When you decide to create an RDS Instance, you can create a single Instance, or a Multi-AZ Instance. As you can probably imagine, this means that RDS creates two Instances of your database. What's not immediately obvious is what happens after this is done, but in short, you get availability, data redundancy, and performance gains.

Looking at Multi-AZ in terms of availability and data redundancy, you get an automated failover of your database when the primary one goes down (stop responding, experiencing a hardware fault, etc.) This means if there's a failure, your business application should be back online in under a minute, versus hours, which as the potential to prevent some business losing millions in lost revenue. And, furthermore, you're unlikely to suffer any data loss and the entire process of automatically failing over is, well, automated. You don't have to do anything.

Note

I think it's worth considering a question here: is RDS' Multi-AZ capability expensive when you consider just the above option? Some would say it's expensive because, "I can implement that my self". Trust me, after 20+ years in the industry, you don't want to implement that yourself. So yes, it's worth the cost.

Another key benefit is the performance gain that can be had from the a Multi-AZ setup. During a backup, all I/O activity targets your primary database instance, and the backup is targeting your backup instance, so I/O performance isn't affected at all.

Finally, with a Multi-AZ setup, any data you write to the primary target is automatically replicated to the standup in real-time.

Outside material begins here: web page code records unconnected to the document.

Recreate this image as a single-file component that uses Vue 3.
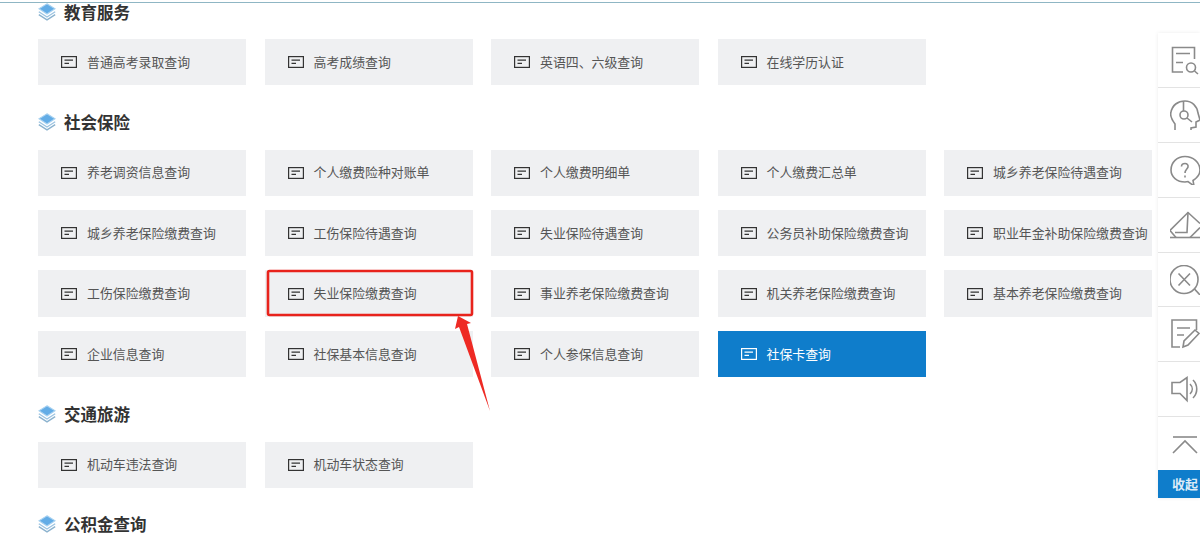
<template>
  <div class="page">
    <div class="top-line"></div>
    <section v-for="group in groups" :key="group.title" class="group">
      <h3 class="group-title">
        <svg class="stack" viewBox="0 0 18 18" width="18" height="18">
          <path d="M.8 11.600 9 16.800 17.200 11.600" fill="none" stroke="#8cb3cf" stroke-width="1.4" />
          <path d="M.8 8.800 9 14 17.200 8.800" fill="none" stroke="#9cc4e2" stroke-width="1.3" />
          <path d="M9 .8 17 5.800 9 11 1 5.800Z" fill="#62ace6" stroke="#a9d2f0" stroke-width="1.1" />
        </svg>
        {{ group.title }}
      </h3>
      <div v-if="group.items.length" class="grid">
        <div v-for="item in group.items" :key="item" class="card" :class="{ active: item === '社保卡查询' }">
          <svg class="doc" viewBox="0 0 16 12" width="16" height="12">
            <rect x="0.6" y="0.6" width="14.8" height="10.8" fill="none" stroke="currentColor" stroke-width="1.2" />
            <path d="M3.5 4.200H12M3.5 7.400H8" fill="none" stroke="currentColor" stroke-width="1.2" />
          </svg>
          <span>{{ item }}</span>
        </div>
      </div>
    </section>

    <svg class="mark" width="1200" height="541" viewBox="0 0 1200 541">
      <rect x="268" y="271" width="204" height="44" rx="1.5" fill="none" stroke="#e8231c" stroke-width="2.6" />
      <path d="M458 316 471 323 467 324 490 411 459 327 455 329Z" fill="#ee2a24" />
    </svg>

    <aside class="side">
      <div class="side-cell" v-for="icon in sideIcons" :key="icon.name">
        <svg viewBox="0 0 30 30" width="30" height="30" fill="none" stroke="#8a8a8a" stroke-width="1.6">
          <path v-for="d in icon.paths" :key="d" :d="d" />
          <circle v-for="c in icon.circles" :key="c[0]" :cx="c[0]" :cy="c[1]" :r="c[2]" />
        </svg>
      </div>
      <div class="side-toggle">收起</div>
    </aside>
  </div>
</template>

<script setup>
const groups = [
  { title: '教育服务', items: ['普通高考录取查询', '高考成绩查询', '英语四、六级查询', '在线学历认证'] },
  {
    title: '社会保险',
    items: [
      '养老调资信息查询', '个人缴费险种对账单', '个人缴费明细单', '个人缴费汇总单', '城乡养老保险待遇查询',
      '城乡养老保险缴费查询', '工伤保险待遇查询', '失业保险待遇查询', '公务员补助保险缴费查询', '职业年金补助保险缴费查询',
      '工伤保险缴费查询', '失业保险缴费查询', '事业养老保险缴费查询', '机关养老保险缴费查询', '基本养老保险缴费查询',
      '企业信息查询', '社保基本信息查询', '个人参保信息查询', '社保卡查询'
    ]
  },
  { title: '交通旅游', items: ['机动车违法查询', '机动车状态查询'] },
  { title: '公积金查询', items: [] }
]

const sideIcons = [
  { name: 'search', paths: ['M24.500 14V2.500H2.500V27H13', 'M6 8.500H20M6 17.500H13', 'M24.500 26 28 29'], circles: [[21, 22.5, 4.5]] },
  { name: 'head', paths: ['M5 31V24C2 20 0 17 .8 13 2 5 8 1 15 1 22 1 27 6 28 13L30 20 26 22V27L21 28V32', 'M13.500 1V11', 'M17 18 22 22'], circles: [[14, 15, 4]] },
  { name: 'help', paths: ['M15 1.500C7 1.500 1 7.500 1 15 1 22 7 27 15 27L18 26.500 24 31 23 25.500C27 23 30 19.500 30 15 30 7.500 23 1.500 15 1.500Z', 'M11.500 11.500C11.500 9.500 13 8.500 15 8.500 17 8.500 18.500 10 18 12 17.500 14 15 14.500 15 18', 'M15 20.500V22.500'], circles: [] },
  { name: 'mail', paths: ['M6 27.500 0 20.500 18 2.500 30 13.500', 'M-1 27.500H30', 'M5 22.500 17 22.500 18 2.500', 'M20 27.500 30 17.500'], circles: [] },
  { name: 'close', paths: ['M8.500 8.500 20 20.500M20 8.500 8.500 20.500', 'M24.500 24 30 30'], circles: [[14, 14.5, 14]] },
  { name: 'edit', paths: ['M26.500 11V1H2V28H10', 'M7 9H20M7 16H14', 'M13 28 14 22 25 11 29 14.500 18 26Z'], circles: [] },
  { name: 'sound', paths: ['M2 8.500H10L17 3.500V26.500L10 19.500H2Z', 'M20 10C23 13 23 17 20 20', 'M23 6C28 11 28 19 23 24'], circles: [] },
  { name: 'up', paths: ['M3 11H27', 'M3 27 15 15 27 27'], circles: [] }
]
</script>

<style scoped>
.page {
  position: relative;
  width: 1200px;
  height: 541px;
  overflow: hidden;
  background: #fff;
  font-family: "Noto Sans CJK SC", "Liberation Sans", sans-serif;
}

.top-line {
  height: 1px;
  margin: 2px 0 -2px;
  background: #8fb6c4;
}

.group {
  padding-left: 38px;
}

.group-title {
  display: flex;
  align-items: center;
  gap: 8px;
  height: 20px;
  margin: 0;
  font-size: 16.5px;
  font-weight: 700;
  color: #333;
}

.group:first-of-type .group-title {
  height: 22px;
  margin-bottom: -2px;
}

.stack {
  flex: none;
}

.grid {
  display: grid;
  grid-template-columns: repeat(5, 208px);
  column-gap: 18.5px;
  row-gap: 14px;
  margin: 18px 0 26.3px;
}

.card {
  display: flex;
  align-items: center;
  gap: 10px;
  height: 46.4px;
  padding-left: 23px;
  background: #eff0f2;
  color: #333;
  white-space: nowrap;
}

.card span {
  padding-bottom: 2px;
  font-size: 12.9px;
  color: #555;
}

.card.active {
  background: #0f7dcb;
  color: #fff;
}

.card.active span {
  color: #fff;
}

.doc {
  flex: none;
}

.mark {
  position: absolute;
  left: 0;
  top: 0;
  pointer-events: none;
}

.side {
  position: absolute;
  left: 1158px;
  top: 33px;
  width: 42px;
  background: #fff;
  box-shadow: 0 0 4px rgba(0, 0, 0, 0.08);
}

.side-cell {
  display: flex;
  align-items: center;
  padding-left: 12px;
  height: 54.9px;
  box-sizing: border-box;
  border-bottom: 1px solid #e3e3e3;
}

.side-cell:nth-child(8) {
  height: 48px;
  border-bottom: 0;
}

.side-toggle {
  margin-top: 5px;
  height: 28px;
  line-height: 27px;
  padding-left: 14px;
  background: #0f7dcb;
  color: #dcebf7;
  font-size: 13px;
  font-weight: 700;
}
</style>
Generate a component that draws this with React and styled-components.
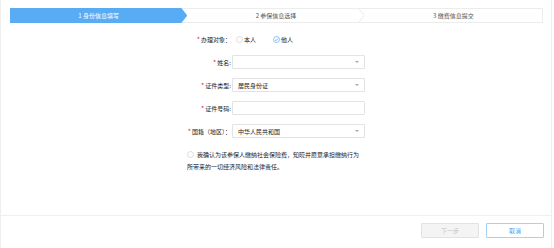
import React from "react";
import styled, { createGlobalStyle } from "styled-components";

const Global = createGlobalStyle`
  html, body { margin: 0; padding: 0; background: #fff; }
  body { font-family: "Noto Sans CJK SC", "Noto Sans", sans-serif; }
  * { box-sizing: border-box; }
`;

const Frame = styled.div`
  width: 552px;
  height: 248px;
  border-left: 1px solid #efefef;
  border-right: 1px solid #efefef;
  display: flex;
  flex-direction: column;
  font-size: 6px;
  color: #222;
`;

const StepBar = styled.div`
  margin: 8px 8px 0 9px;
  height: 15px;
  border: 1px solid #ececec;
  display: flex;
`;

const Step = styled.div`
  position: relative;
  flex: 1;
  display: flex;
  align-items: center;
  justify-content: center;
  font-size: 6px;
  color: ${(p) => (p.$active ? "#fff" : "#555")};
  ${(p) =>
    p.$active &&
    `
    background: #57acf4;
    margin: -1px 0 -1px -1px;
    height: 15px;
    clip-path: polygon(0 0, calc(100% - 6px) 0, 100% 50%, calc(100% - 6px) 100%, 0 100%);
  `}
`;

const Chevron = styled.svg`
  position: absolute;
  right: 0;
  top: 0;
`;

const Form = styled.div`
  margin: 9px 0 0 150px;
  display: grid;
  grid-template-columns: 80px 133px;
  column-gap: 1px;
  row-gap: 9px;
  grid-auto-rows: 14px;
`;

const Label = styled.div`
  display: flex;
  align-items: center;
  justify-content: flex-end;
  color: #222;
  white-space: nowrap;
`;

const Star = styled.span`
  color: #f01e1e;
  font-size: 7px;
  margin-right: 1px;
`;

const RadioGroup = styled.div`
  display: flex;
  align-items: center;
  padding-left: 4px;
  gap: 17px;
`;

const RadioItem = styled.label`
  display: flex;
  align-items: center;
  gap: 1px;
  color: #222;
`;

const Dot = styled.svg`
  flex: none;
  display: block;
`;

const Field = styled.div`
  position: relative;
  height: 14px;
  border: 1px solid #e3e3e3;
  border-radius: 1px;
  background: #fff;
  display: flex;
  align-items: center;
  padding-left: 5px;
  color: #222;
`;

const Caret = styled.span`
  position: absolute;
  right: 5px;
  top: 5px;
  width: 0;
  height: 0;
  border-left: 2px solid transparent;
  border-right: 2px solid transparent;
  border-top: 2px solid #a8a8a8;
`;

const Statement = styled.p`
  margin: 11px 0 0 186px;
  width: 177px;
  line-height: 12px;
  color: #222;
`;

const RadioInline = styled.span`
  display: inline-block;
  vertical-align: -1px;
  margin-right: 3px;
`;

const Footer = styled.div`
  margin-top: auto;
  height: 33px;
  border-top: 1px solid #efefef;
  display: flex;
  justify-content: flex-end;
  gap: 7px;
  padding: 7px 7px 0 0;
`;

const Button = styled.button`
  width: 58px;
  height: 15px;
  padding: 0;
  font-family: inherit;
  font-size: 6px;
  border-radius: 1px;
  border: 1px solid ${(p) => (p.$primary ? "#a3d1f8" : "#e2e2e2")};
  background: ${(p) => (p.$primary ? "#fff" : "#f4f4f4")};
  color: ${(p) => (p.$primary ? "#4b9ef0" : "#c4c4c4")};
`;

function RadioDot({ checked }) {
  return (
    <Dot width="7" height="7" viewBox="0 0 7 7">
      <circle cx="3.5" cy="3.5" r="3" fill="#fff" stroke={checked ? "#57acf4" : "#cfcfcf"} strokeWidth="0.7" />
      {checked && <polyline points="1.9,3.6 3.1,4.7 5.2,2.4" fill="none" stroke="#57acf4" strokeWidth="0.8" />}
    </Dot>
  );
}

const steps = ["1 身份信息填写", "2 参保信息选择", "3 缴费信息提交"];

export default function App() {
  return (
    <>
      <Global />
      <Frame>
        <StepBar>
          {steps.map((s, i) => (
            <Step key={s} $active={i === 0}>
              {s}
              {i === 1 && (
                <Chevron width="6" height="13" viewBox="0 0 6 13">
                  <polyline points="0,0 5.5,6.5 0,13" fill="none" stroke="#e6e6e6" strokeWidth="0.8" />
                </Chevron>
              )}
            </Step>
          ))}
        </StepBar>

        <Form>
          <Label><Star>*</Star>办理对象：</Label>
          <RadioGroup>
            <RadioItem><RadioDot />本人</RadioItem>
            <RadioItem><RadioDot checked />他人</RadioItem>
          </RadioGroup>

          <Label><Star>*</Star>姓名:</Label>
          <Field><Caret /></Field>

          <Label><Star>*</Star>证件类型:</Label>
          <Field>居民身份证<Caret /></Field>

          <Label><Star>*</Star>证件号码:</Label>
          <Field />

          <Label><Star>*</Star>国籍（地区）：</Label>
          <Field>中华人民共和国<Caret /></Field>
        </Form>

        <Statement>
          <RadioInline><RadioDot /></RadioInline>
          我确认为该参保人缴纳社会保险费，知晓并愿意承担缴纳行为所带来的一切经济风险和法律责任。
        </Statement>

        <Footer>
          <Button disabled>下一步</Button>
          <Button $primary>取消</Button>
        </Footer>
      </Frame>
    </>
  );
}
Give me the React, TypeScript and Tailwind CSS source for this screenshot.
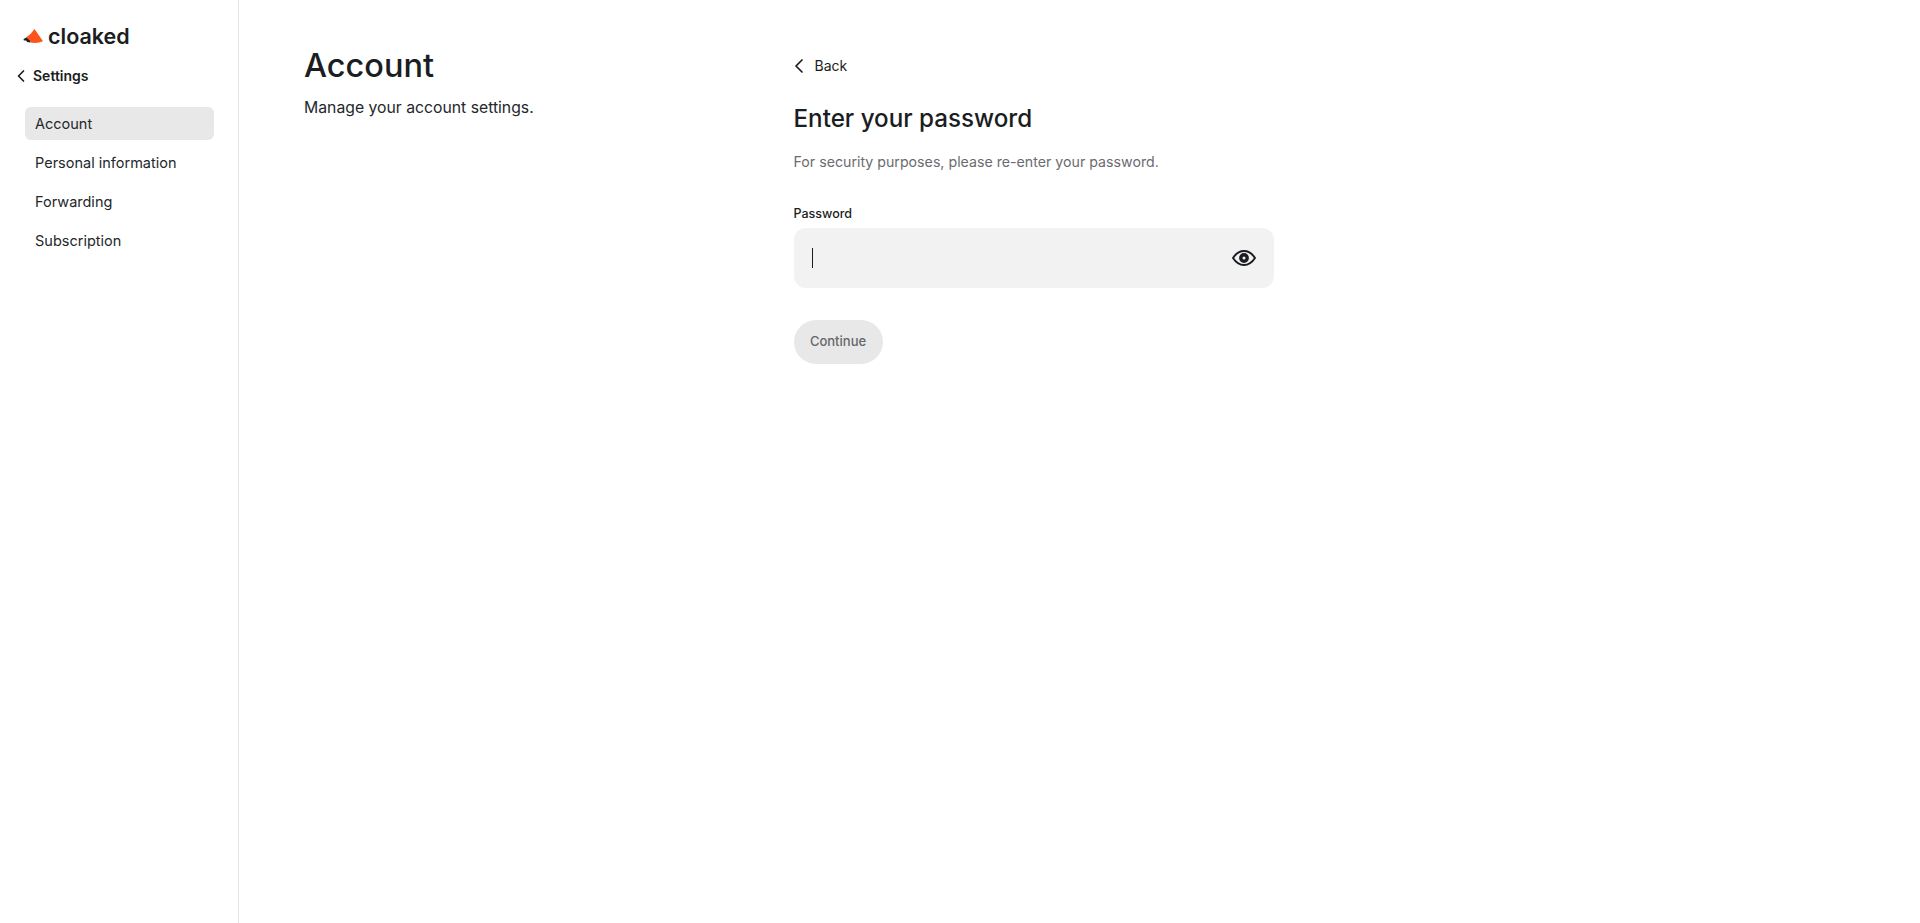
import { ChevronLeft } from 'lucide-react';

const navItems = ['Account', 'Personal information', 'Forwarding', 'Subscription'];

function Logo() {
  return (
    <div className="flex items-center gap-[4px] pl-[23px]">
      <svg width="21" height="16" viewBox="0 0 21 16">
        <path d="M11.5 1 L20 13.2 Q14 15.8 7.5 14.4 L6.6 12 L3 9.5 Q8 6.5 11.5 1 Z" fill="#ff5419" />
        <path d="M0.6 11 L3.4 9.6 L6.8 12.2 L7.4 14.4 L4 14 L3.2 12.4 L0.8 12.6 Z" fill="#1f2024" />
      </svg>
      <span className="text-[21.5px] leading-6 font-semibold text-[#1a1d21]">cloaked</span>
    </div>
  );
}

function Sidebar() {
  return (
    <aside className="w-[239px] shrink-0 border-r border-[#e6e6e6] pt-[24px]">
      <Logo />
      <div className="mt-[16px] flex items-center gap-[2px] pl-[11px]">
        <ChevronLeft size={20} strokeWidth={2} className="text-[#1a1d21]" />
        <span className="text-[14px] leading-6 font-semibold text-[#1a1d21]">Settings</span>
      </div>
      <nav className="mt-[19px] flex flex-col gap-[6px] pl-[25px] pr-[24px]">
        {navItems.map((item, i) => (
          <div
            key={item}
            className={`flex h-[33px] items-center rounded-[6px] px-[10px] text-[14.5px] text-[#24272b] ${i === 0 ? 'bg-[#e8e8e8]' : ''}`}
          >
            {item}
          </div>
        ))}
      </nav>
    </aside>
  );
}

function PasswordForm() {
  return (
    <div className="w-[480px]">
      <div className="flex items-center gap-[4px] pt-[16px] text-[#1a1d21]">
        <ChevronLeft size={24} strokeWidth={1.75} className="-ml-[7px]" />
        <span className="text-[14px] leading-6">Back</span>
      </div>
      <h2 className="mt-[25px] text-[24.2px] leading-8 font-medium text-[#1a1d21]">Enter your password</h2>
      <p className="mt-[15px] text-[14.2px] leading-6 text-[#6b6b70]">For security purposes, please re-enter your password.</p>
      <label className="mt-[30px] block text-[12.5px] leading-5 font-medium text-[#1a1d21]">Password</label>
      <div className="mt-[4px] flex h-[60px] items-center justify-between rounded-[12px] bg-[#f2f2f2] pl-[18px] pr-[18px]">
        <div className="h-[20px] w-px bg-[#1a1d21]" />
        <svg width="24" height="16" viewBox="0 0 24 16" fill="none">
          <path d="M1 8 C4 3.4 7.8 1 12 1 C16.2 1 20 3.4 23 8 C20 12.6 16.2 15 12 15 C7.8 15 4 12.6 1 8 Z" stroke="#1a1d21" strokeWidth="1.9" />
          <circle cx="12" cy="8" r="3.2" stroke="#1a1d21" strokeWidth="3.4" />
        </svg>
      </div>
      <button className="mt-[32px] flex h-[44px] w-[89px] items-center justify-center rounded-full bg-[#e8e8e8] text-[13px] font-medium text-[#66666b]">
        Continue
      </button>
    </div>
  );
}

export default function App() {
  return (
    <div className="flex h-[923px] bg-white font-['Inter',sans-serif]">
      <Sidebar />
      <main className="flex flex-1 pt-[38px] pl-[65px]">
        <div className="w-[489.5px] shrink-0">
          <h1 className="pt-[1px] text-[32.5px] leading-[54px] font-medium text-[#1a1d21]">Account</h1>
          <p className="mt-[3px] text-[15.75px] leading-6 text-[#24272b]">Manage your account settings.</p>
        </div>
        <PasswordForm />
      </main>
    </div>
  );
}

But you can take Multi-AZ even further. You can use an option that gives your two stand-by servers, and they're also read-only targets. This means you can "split" the database I/O between the primary instance (which is a read and write target) and the stand-by instances. The primary instance is the only instance to receive both read (SELECT) and write (UPDATE/INSERT) queries, where as the stand-up instances only receieve read (SELECT) queries.

This splits the load on your database across multiple instance, improving throughput.

We won't explore Multi-AZ in this section, but we will evenrtually.